Earlier this year, the Farm Safety Foundation reported that the suicide rate among UK farm workers is running at more than one a week. Tactfully, this was not mentioned in Love in the Countryside (BBC Two), a cheerful new matchmaking experiment that hopes to address the loneliness that is a major factor in that statistic.
Thus eight rural workers had their dating profiles posted on the BBC website. The pick of the applicants were summoned to a country house hotel for that most uncomfortable of rituals: speed-dating on camera. For those who work long solitary hours among animals, using TV as Tinder may well be a high-risk last resort.

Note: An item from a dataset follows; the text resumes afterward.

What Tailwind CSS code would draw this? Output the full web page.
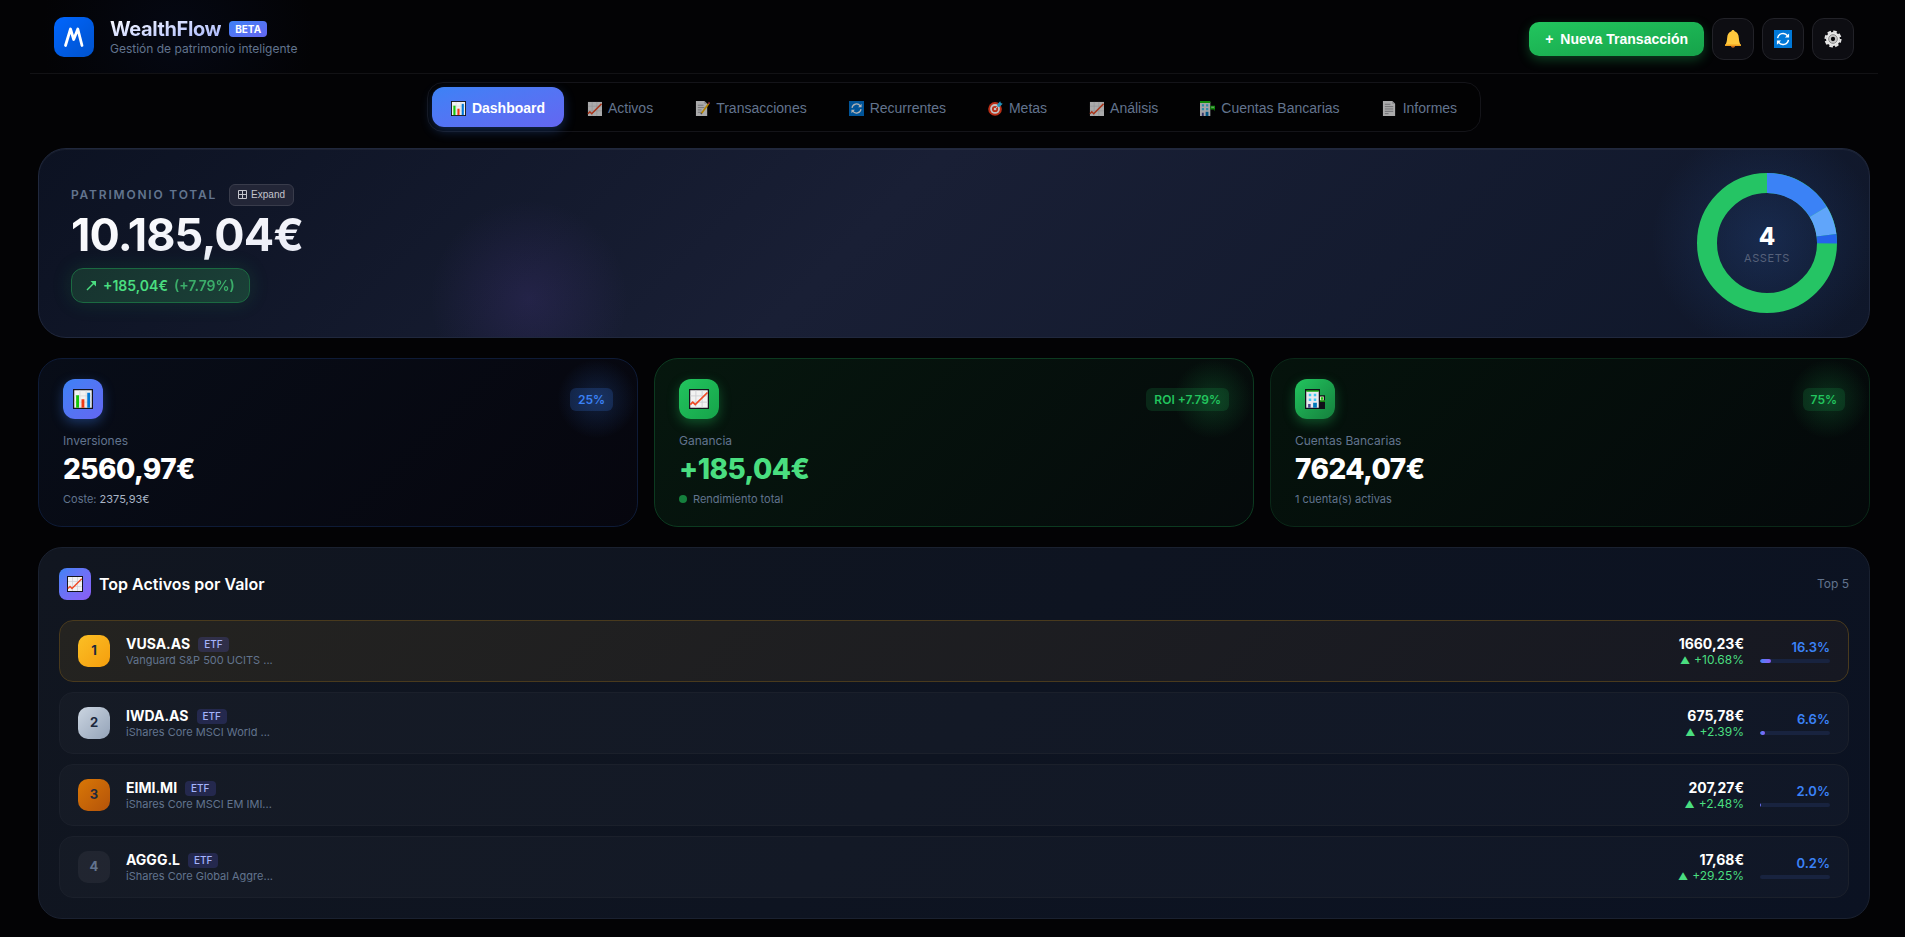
<!DOCTYPE html>
<html lang="es">

<head>
  <meta charset="UTF-8">
  <meta name="viewport" content="width=device-width, initial-scale=1.0">
  <title>WealthFlow</title>
  <script src="https://cdn.jsdelivr.net/npm/@tailwindcss/browser@4"></script>
</head>

<body class="min-h-screen bg-[#030305] font-['Inter',sans-serif] text-white">
  <!-- Icon sprite -->
  <svg class="hidden">
    <symbol id="i-bars" viewBox="0 0 16 16">
      <path fill="#14141c" d="M0 0h16v16H0z" />
      <path fill="#f2f2f2" d="M1 1h14v14H1z" />
      <path stroke="#d5d5d8" stroke-width=".6" d="M5.5 1v14M10.5 1v14M1 5.5h14M1 10.5h14" />
      <path fill="#16c60c" d="M2.5 5h2.3v10H2.5z" />
      <path fill="#f03a17" d="M6.8 8.2h2.3V15H6.8z" />
      <path fill="#0078d7" d="M11.4 3h2.3v12h-2.3z" />
    </symbol>
    <symbol id="i-trend" viewBox="0 0 16 16">
      <path fill="#14141c" d="M0 0h16v16H0z" />
      <path fill="#f2f2f2" d="M1 1h14v14H1z" />
      <path stroke="#cfcfd2" stroke-width=".7" d="M5.5 1v14M10.5 1v14M1 5.5h14M1 10.5h14" />
      <path fill="none" stroke="#f04a24" stroke-width="1.4" d="M1 12.5l2-2 2 2L14.8 2.8" />
    </symbol>
    <symbol id="i-trend-flat" viewBox="0 0 16 16">
      <path fill="#f2f2f2" d="M1 1h15v15H1z" />
      <path stroke="#cfcfd2" stroke-width=".7" d="M5.5 1v15M10.5 1v15M1 5.5h15M1 10.5h15" />
      <path fill="none" stroke="#f04a24" stroke-width="1.6" d="M1 13.5l2-2 2 2L15.5 3" />
    </symbol>
    <symbol id="i-memo" viewBox="0 0 16 16">
      <path fill="#f2f2f2" d="M1 0h9l3 3v13H1z" />
      <path fill="#b9b9bd" d="M10 0l3 3h-3z" />
      <path stroke="#a0a0a5" d="M3 4.5h6M3 7h7M3 9.500h4M3 12h5" />
      <path stroke="#ffb900" stroke-width="1.8" d="M7 13L14.500 3" />
      <path stroke="#e74856" stroke-width="1.8" d="M14.500 3l1-1.400" />
      <path stroke="#55555c" stroke-width="1.400" d="M6.300 14l.7-1" />
    </symbol>
    <symbol id="i-sync" viewBox="0 0 16 16">
      <path fill="#0078d7" d="M0 0h16v16H0z" />
      <path fill="none" stroke="#fff" stroke-width="1.300" d="M3.200 7.300a4.900 4.900 0 0 1 8.800-2.200M12.800 8.700A4.900 4.900 0 0 1 4 10.900" />
      <path fill="#fff" d="M13.400 3v3.700H9.700zM2.600 13V9.300h3.700z" />
    </symbol>
    <symbol id="i-target" viewBox="0 0 16 16">
      <circle cx="7.500" cy="8.500" r="7.300" fill="#e8391b" />
      <circle cx="7.500" cy="8.500" r="5.200" fill="#f2f2f2" />
      <circle cx="7.500" cy="8.500" r="3.300" fill="#e8391b" />
      <circle cx="7.500" cy="8.500" r="1.400" fill="#f2f2f2" />
      <path stroke="#f2f2f2" d="M7.500 8.500l4-4" />
      <path fill="#26b5e8" d="M10 3.500L13 .3l.7 1.700 2 .8-3.300 3.200-2.400.2z" />
    </symbol>
    <symbol id="i-bank" viewBox="0 0 16 16">
      <path fill="#101018" d="M0 0h12v5h4v11H0z" />
      <path fill="#e9e9ee" d="M1 1.500h10V15H1z" />
      <path fill="#16a80c" d="M1 1h10v1.200H1zM12 9h4v1.200h-4z" />
      <path fill="#d8f0b8" d="M12 6h3v3h-3z" />
      <path fill="#16c60c" d="M12.800 6.500h1.600v2h-1.600z" />
      <path fill="#41c8f0" d="M3 3.700h2v2H3zM7 3.700h2v2H7zM3 7.500h2v2H3zM7 7.500h2v2H7z" />
      <path fill="#0078b8" d="M6.500 11h3v4h-3z" />
      <path fill="#4a4a90" d="M2.500 12h2v3h-2z" />
    </symbol>
    <symbol id="i-bank-flat" viewBox="0 0 16 16">
      <path fill="#e9e9ee" d="M0 1h11v15H0z" />
      <path fill="#16c60c" d="M0 0h11v2H0zM11 5h5v4h-5z" />
      <path fill="#8be08b" d="M12 6h3v1.500h-3z" />
      <path fill="#16a80c" d="M15 9h1v1h-1z" />
      <path fill="#41c8f0" d="M2 3.500h2.300v2.300H2zM6.500 3.500h2.300v2.300H6.500zM2 7.500h2.300v2.300H2zM6.500 7.500h2.300v2.300H6.500z" />
      <path fill="#0078b8" d="M6 11.500h3V16H6z" />
      <path fill="#4a4a90" d="M2 12.500h2V16H2z" />
    </symbol>
    <symbol id="i-page" viewBox="0 0 16 16">
      <path fill="#f2f2f2" d="M1 0h10l3 3v13H1z" />
      <path fill="#b9b9bd" d="M11 0l3 3h-3z" />
      <path stroke="#98989d" d="M3 3.500h6M3 6h9M3 8.500h9M3 11h9M3 13.500h4" />
    </symbol>
    <symbol id="i-bell" viewBox="0 0 16 16">
      <path fill="#c8671b" d="M6 13.500h4c0 1.300-.8 2.200-2 2.200s-2-.9-2-2.200z" />
      <path fill="#ffc83d" d="M8 0c.8 0 1.300.5 1.400 1.200C12 2 13 4.200 13.200 7c.2 3 .6 4.700 1.800 6.200v1H1v-1C2.200 11.700 2.600 10 2.800 7 3 4.200 4 2 6.600 1.200 6.700.5 7.200 0 8 0z" />
      <path fill="#f0a01e" d="M1.200 12.900h13.600l.2 1.300H1z" />
    </symbol>
    <symbol id="i-gear" viewBox="0 0 16 16">
      <circle cx="8" cy="8" r="6.700" fill="none" stroke="#e6e6e6" stroke-width="1.800" stroke-dasharray="3.262 2" />
      <circle cx="8" cy="8" r="6.200" fill="#e6e6e6" />
      <circle cx="8" cy="8" r="3.900" fill="#c8c8c8" stroke="#858585" stroke-width=".8" />
      <circle cx="8" cy="8" r="1.900" fill="#050508" />
    </symbol>
  </svg>

  <div class="pr-[27px] pl-[30px]">
    <!-- Header -->
    <header class="flex h-[74px] items-center justify-between border-b border-[#121215] bg-[radial-gradient(circle_at_8%_50%,#050813_0,transparent_8%)] px-6">
      <div class="flex items-center gap-4">
        <div class="flex size-10 items-center justify-center rounded-[10px] bg-linear-to-br from-[#0066ff] to-[#0052cc]">
          <svg class="size-6" viewBox="0 0 24 24" fill="none" stroke="#fff" stroke-width="2.800" stroke-linecap="round" stroke-linejoin="round">
            <path d="M3.500 20.500L8.500 4l3.200 10.500L15.800 4l4.200 16.500" />
          </svg>
        </div>
        <div>
          <div class="flex items-center gap-2">
            <h1 class="bg-linear-to-br from-white to-[#a5b4fc] bg-clip-text text-[20px] leading-6 font-bold tracking-[-0.02em] text-transparent">WealthFlow</h1>
            <span class="rounded bg-linear-to-br from-[#3b82f6] to-[#6366f1] px-[6px] text-[10px] leading-4 font-bold">BETA</span>
          </div>
          <p class="text-[12px] leading-4 text-slate-500">Gestión de patrimonio inteligente</p>
        </div>
      </div>
      <div class="flex items-center gap-2 pt-1">
        <button class="h-[34px] rounded-[10px] bg-linear-to-br from-[#22c55e] to-[#16a34a] px-4 pt-px font-['Liberation_Sans',sans-serif] text-[14px] font-bold shadow-[0_4px_12px_rgba(34,197,94,0.3)]"><span class="mr-[3px]">+</span> Nueva Transacción</button>
        <button aria-label="Notificaciones" class="flex size-[42px] items-center justify-center rounded-[12px] border border-[#222228] bg-[#0d0d12]">
          <svg class="size-[18px]"><use href="#i-bell" /></svg>
        </button>
        <button aria-label="Actualizar" class="flex size-[42px] items-center justify-center rounded-[12px] border border-[#222228] bg-[#0d0d12]">
          <svg class="size-[18px]"><use href="#i-sync" /></svg>
        </button>
        <button aria-label="Ajustes" class="flex size-[42px] items-center justify-center rounded-[12px] border border-[#222228] bg-[#0d0d12]">
          <svg class="size-[18px]"><use href="#i-gear" /></svg>
        </button>
      </div>
    </header>

    <div class="px-2">
      <!-- Tabs -->
      <nav class="mx-auto mt-2 flex w-fit gap-1 rounded-[16px] border border-[#141419] bg-[#020203] p-1 font-['Liberation_Sans',sans-serif] text-[14px] text-slate-500">
        <button class="flex h-10 items-center gap-[6px] rounded-[12px] bg-linear-to-br from-[#3b82f6] to-[#6366f1] px-[19px] pt-[2px] font-bold text-white shadow-[0_4px_12px_rgba(59,130,246,0.3)]">
          <svg class="size-[15px]"><use href="#i-bars" /></svg>Dashboard
        </button>
        <button class="flex h-10 items-center gap-[6px] rounded-[12px] px-[19px] pt-[2px]">
          <svg class="size-[15px] opacity-70"><use href="#i-trend-flat" /></svg>Activos
        </button>
        <button class="flex h-10 items-center gap-[6px] rounded-[12px] px-[19px] pt-[2px]">
          <svg class="size-[15px] opacity-70"><use href="#i-memo" /></svg>Transacciones
        </button>
        <button class="flex h-10 items-center gap-[6px] rounded-[12px] px-[19px] pt-[2px]">
          <svg class="size-[15px] opacity-70"><use href="#i-sync" /></svg>Recurrentes
        </button>
        <button class="flex h-10 items-center gap-[6px] rounded-[12px] px-[19px] pt-[2px]">
          <svg class="size-[15px] opacity-80"><use href="#i-target" /></svg>Metas
        </button>
        <button class="flex h-10 items-center gap-[6px] rounded-[12px] px-[19px] pt-[2px]">
          <svg class="size-[15px] opacity-70"><use href="#i-trend-flat" /></svg>Análisis
        </button>
        <button class="flex h-10 items-center gap-[6px] rounded-[12px] px-[19px] pt-[2px]">
          <svg class="size-[15px] opacity-70"><use href="#i-bank-flat" /></svg>Cuentas Bancarias
        </button>
        <button class="flex h-10 items-center gap-[6px] rounded-[12px] px-[19px] pt-[2px]">
          <svg class="size-[15px] opacity-70"><use href="#i-page" /></svg>Informes
        </button>
      </nav>

      <!-- Net worth -->
      <section class="relative mt-4 flex items-center justify-between overflow-hidden rounded-[28px] border border-[#20283d] bg-[linear-gradient(135deg,#0c1222_0%,#191f35_45%,#0f172a_100%)] px-8 py-6 shadow-[inset_0_1px_0_rgba(255,255,255,0.05)]">
        <div class="absolute -top-10 right-0 size-[260px] bg-[radial-gradient(circle_at_60%_50%,rgba(59,130,246,0.17)_0,transparent_56%)]"></div>
        <div class="absolute top-[50px] left-[390px] size-[200px] bg-[radial-gradient(circle,rgba(139,92,246,0.12)_0,transparent_70%)]"></div>
        <div class="relative">
          <div class="flex items-center gap-3">
            <span class="text-[12px] leading-4 font-semibold tracking-[0.15em] text-slate-500">PATRIMONIO TOTAL</span>
            <button class="flex h-[22px] items-center gap-1 rounded-[6px] border border-[#393c4b] bg-[#232637] px-2 font-['Liberation_Sans',sans-serif] text-[10px] font-medium text-[#c4c5cc]">
              <svg class="size-[9px]" viewBox="0 0 9 9" fill="none" stroke="currentColor"><path d="M.5.5h8v8h-8zM4.500.5v8M.5 4.500h8" /></svg>Expand
            </button>
          </div>
          <div class="mt-1 bg-linear-to-br from-white to-[#e8eaf5] bg-clip-text text-[45px] leading-[50px] font-bold tracking-[-0.02em] text-transparent">10.185,04€</div>
          <div class="mt-2 flex h-[35px] w-fit items-center gap-[6px] rounded-[12px] border border-[#1b6a41] bg-[linear-gradient(135deg,#17332f,#1a4037)] px-[14px] text-[14px] font-semibold text-[#4ade80] shadow-[0_0_20px_rgba(34,197,94,0.15)]">
            <svg class="size-[11px]" viewBox="0 0 11 11"><path stroke="currentColor" stroke-width="1.500" d="M1 10l7.500-7.500" /><path fill="currentColor" d="M4.500 1H10v5.500z" /></svg>
            <span>+185,04€</span>
            <span class="opacity-70">(+7.79%)</span>
          </div>
        </div>
        <div class="relative grid size-[140px] place-items-center">
          <svg class="col-start-1 row-start-1 size-[140px] -rotate-90" viewBox="0 0 140 140" fill="none" stroke-width="20">
            <circle cx="70" cy="70" r="60" stroke="#25c464" pathLength="100" />
            <circle cx="70" cy="70" r="60" stroke="#3b82f6" pathLength="100" stroke-dasharray="16.300 100" />
            <circle cx="70" cy="70" r="60" stroke="#60a5fa" pathLength="100" stroke-dasharray="6.600 100" stroke-dashoffset="-16.300" />
            <circle cx="70" cy="70" r="60" stroke="#2563eb" pathLength="100" stroke-dasharray="2.200 100" stroke-dashoffset="-22.900" />
          </svg>
          <div class="col-start-1 row-start-1 pt-[3px] text-center">
            <div class="text-[24px] leading-[26px] font-extrabold">4</div>
            <div class="text-[11px] leading-4 tracking-wider text-[#56617a]">ASSETS</div>
          </div>
        </div>
      </section>

      <!-- Summary cards -->
      <section class="mt-5 grid grid-cols-3 gap-4">
        <div class="relative overflow-hidden rounded-[24px] border border-[#0e1b37] bg-[linear-gradient(135deg,#080d18,#06060e)] px-6 py-5">
          <div class="absolute top-0 right-0 size-20 bg-[radial-gradient(circle,rgba(59,130,246,0.2)_0,transparent_70%)]"></div>
          <div class="relative flex items-center justify-between">
            <div class="flex size-10 items-center justify-center rounded-[12px] bg-linear-to-br from-[#3b82f6] to-[#6366f1] shadow-[0_4px_12px_rgba(59,130,246,0.35)]">
              <svg class="size-5"><use href="#i-bars" /></svg>
            </div>
            <span class="rounded-[6px] bg-[#3b82f6]/20 px-2 text-[12px] leading-[23px] font-semibold text-[#3b82f6]">25%</span>
          </div>
          <div class="mt-3 text-[12px] leading-5 text-slate-500">Inversiones</div>
          <div class="text-[28px] leading-9 font-extrabold tracking-[-0.02em]">2560,97€</div>
          <div class="mt-[5px] text-[11px] leading-[14px] text-slate-500">Coste: <span class="text-[#a9b5c6]">2375,93€</span></div>
        </div>

        <div class="relative overflow-hidden rounded-[24px] border border-[#0c3a20] bg-[linear-gradient(135deg,#06170e,#050a0b)] px-6 py-5">
          <div class="absolute top-0 right-0 size-20 bg-[radial-gradient(circle,rgba(34,197,94,0.2)_0,transparent_70%)]"></div>
          <div class="relative flex items-center justify-between">
            <div class="flex size-10 items-center justify-center rounded-[12px] bg-linear-to-br from-[#22c55e] to-[#16a34a] shadow-[0_4px_12px_rgba(34,197,94,0.35)]">
              <svg class="size-5"><use href="#i-trend" /></svg>
            </div>
            <span class="rounded-[6px] bg-[#22c55e]/15 px-2 text-[12px] leading-[23px] font-semibold text-[#22c55e]">ROI +7.79%</span>
          </div>
          <div class="mt-3 text-[12px] leading-5 text-slate-500">Ganancia</div>
          <div class="text-[28px] leading-9 font-extrabold tracking-[-0.02em] text-[#4ade80]">+185,04€</div>
          <div class="mt-[5px] flex items-center gap-[6px] text-[11px] leading-[14px] text-slate-500"><span class="size-2 rounded-full bg-[#15803d]"></span>Rendimiento total</div>
        </div>

        <div class="relative overflow-hidden rounded-[24px] border border-[#0a2818] bg-[linear-gradient(135deg,#05130c,#04080a)] px-6 py-5">
          <div class="absolute top-0 right-0 size-20 bg-[radial-gradient(circle,rgba(34,197,94,0.2)_0,transparent_70%)]"></div>
          <div class="relative flex items-center justify-between">
            <div class="flex size-10 items-center justify-center rounded-[12px] bg-linear-to-br from-[#22c55e] to-[#15803d] shadow-[0_4px_12px_rgba(34,197,94,0.35)]">
              <svg class="size-5"><use href="#i-bank" /></svg>
            </div>
            <span class="rounded-[6px] bg-[#22c55e]/15 px-2 text-[12px] leading-[23px] font-semibold text-[#22c55e]">75%</span>
          </div>
          <div class="mt-3 text-[12px] leading-5 text-slate-500">Cuentas Bancarias</div>
          <div class="text-[28px] leading-9 font-extrabold tracking-[-0.02em]">7624,07€</div>
          <div class="mt-[5px] text-[11px] leading-[14px] text-slate-500">1 cuenta(s) activas</div>
        </div>
      </section>

      <!-- Top assets -->
      <section class="mt-5 rounded-[24px] border border-[#1a2130] bg-[linear-gradient(135deg,#111620,#0b1222)] p-5">
        <div class="flex items-center justify-between">
          <div class="flex items-center gap-2">
            <div class="flex size-8 items-center justify-center rounded-[8px] bg-linear-to-br from-[#3b82f6] to-[#8b5cf6]">
              <svg class="size-4"><use href="#i-trend" /></svg>
            </div>
            <h2 class="text-[16px] leading-6 font-semibold">Top Activos por Valor</h2>
          </div>
          <span class="text-[12px] text-slate-500">Top 5</span>
        </div>

        <ul class="mt-5 flex flex-col gap-[10px]">
          <li class="flex items-center gap-4 rounded-[14px] border border-[#493a1d] bg-[linear-gradient(135deg,#242320,#161822)] px-[18px] py-[14px]">
            <span class="flex size-8 items-center justify-center rounded-[10px] bg-linear-to-br from-[#fbbf24] to-[#f59e0b] text-[13px] font-bold text-slate-800">1</span>
            <div class="flex-1">
              <div class="flex items-center gap-2 text-[14px] leading-[18px] font-bold">VUSA.AS <span class="rounded bg-[#6366f1]/20 px-[6px] text-[10px] leading-[15px] font-medium text-[#a5b4fc]">ETF</span></div>
              <div class="text-[11px] leading-[14px] text-slate-500">Vanguard S&amp;P 500 UCITS ...</div>
            </div>
            <div>
              <div class="text-right text-[14px] leading-[18px] font-bold">1660,23€</div>
              <div class="flex justify-end gap-1 text-[12px] leading-[14px] text-[#4ade80]"><span class="text-[10px]">▲</span>+10.68%</div>
            </div>
            <div class="w-[70px] text-right text-[13px] leading-4 font-semibold text-[#3b82f6]">16.3%
              <div class="mt-1 h-1 overflow-hidden rounded-full bg-[#18233f]"><div class="h-full rounded-full bg-linear-to-r from-[#3b82f6] to-[#8b5cf6]" style="width: 16.3%"></div></div>
            </div>
          </li>
          <li class="flex items-center gap-4 rounded-[14px] border border-[#1b202b] bg-white/[0.025] px-[18px] py-[14px]">
            <span class="flex size-8 items-center justify-center rounded-[10px] bg-linear-to-br from-[#cbd5e1] to-[#94a3b8] text-[13px] font-bold text-slate-800">2</span>
            <div class="flex-1">
              <div class="flex items-center gap-2 text-[14px] leading-[18px] font-bold">IWDA.AS <span class="rounded bg-[#6366f1]/20 px-[6px] text-[10px] leading-[15px] font-medium text-[#a5b4fc]">ETF</span></div>
              <div class="text-[11px] leading-[14px] text-slate-500">iShares Core MSCI World ...</div>
            </div>
            <div>
              <div class="text-right text-[14px] leading-[18px] font-bold">675,78€</div>
              <div class="flex justify-end gap-1 text-[12px] leading-[14px] text-[#4ade80]"><span class="text-[10px]">▲</span>+2.39%</div>
            </div>
            <div class="w-[70px] text-right text-[13px] leading-4 font-semibold text-[#3b82f6]">6.6%
              <div class="mt-1 h-1 overflow-hidden rounded-full bg-[#18233f]"><div class="h-full rounded-full bg-linear-to-r from-[#3b82f6] to-[#8b5cf6]" style="width: 6.6%"></div></div>
            </div>
          </li>
          <li class="flex items-center gap-4 rounded-[14px] border border-[#1b202b] bg-white/[0.025] px-[18px] py-[14px]">
            <span class="flex size-8 items-center justify-center rounded-[10px] bg-linear-to-br from-[#d97706] to-[#b45309] text-[13px] font-bold text-slate-800">3</span>
            <div class="flex-1">
              <div class="flex items-center gap-2 text-[14px] leading-[18px] font-bold">EIMI.MI <span class="rounded bg-[#6366f1]/20 px-[6px] text-[10px] leading-[15px] font-medium text-[#a5b4fc]">ETF</span></div>
              <div class="text-[11px] leading-[14px] text-slate-500">iShares Core MSCI EM IMI...</div>
            </div>
            <div>
              <div class="text-right text-[14px] leading-[18px] font-bold">207,27€</div>
              <div class="flex justify-end gap-1 text-[12px] leading-[14px] text-[#4ade80]"><span class="text-[10px]">▲</span>+2.48%</div>
            </div>
            <div class="w-[70px] text-right text-[13px] leading-4 font-semibold text-[#3b82f6]">2.0%
              <div class="mt-1 h-1 overflow-hidden rounded-full bg-[#18233f]"><div class="h-full rounded-full bg-linear-to-r from-[#3b82f6] to-[#8b5cf6]" style="width: 2%"></div></div>
            </div>
          </li>
          <li class="flex items-center gap-4 rounded-[14px] border border-[#1b202b] bg-white/[0.025] px-[18px] py-[14px]">
            <span class="flex size-8 items-center justify-center rounded-[10px] bg-white/5 text-[13px] font-bold text-slate-500">4</span>
            <div class="flex-1">
              <div class="flex items-center gap-2 text-[14px] leading-[18px] font-bold">AGGG.L <span class="rounded bg-[#6366f1]/20 px-[6px] text-[10px] leading-[15px] font-medium text-[#a5b4fc]">ETF</span></div>
              <div class="text-[11px] leading-[14px] text-slate-500">iShares Core Global Aggre...</div>
            </div>
            <div>
              <div class="text-right text-[14px] leading-[18px] font-bold">17,68€</div>
              <div class="flex justify-end gap-1 text-[12px] leading-[14px] text-[#4ade80]"><span class="text-[10px]">▲</span>+29.25%</div>
            </div>
            <div class="w-[70px] text-right text-[13px] leading-4 font-semibold text-[#3b82f6]">0.2%
              <div class="mt-1 h-1 overflow-hidden rounded-full bg-[#18233f]"><div class="h-full rounded-full bg-linear-to-r from-[#3b82f6] to-[#8b5cf6]" style="width: 0.2%"></div></div>
            </div>
          </li>
        </ul>
      </section>
    </div>
  </div>
</body>

</html>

Take Christina, who, following the death of her father, runs a beef and sheep farm in Dumfriesshire on her own. The responses to her profile were disappointingly scant, so the production somehow drummed up more applicants . From her reaction to each encounter, it was clear that there was a lot riding on this.
While the show means well, I have a lingering anxiety that it treats heartache as a spectator sport. It wasn’t just the farmers exposing themselves to hurt. Ed, a young dairy farmer from Lancashire, complimented two women on their looks, but one woman missed out and the camera cruelly zoomed in for a reaction shot. Richard, a hearty Yorkshire dairy farmer in his fifties, attracted a long queue of single middle-aged women, which told its own story.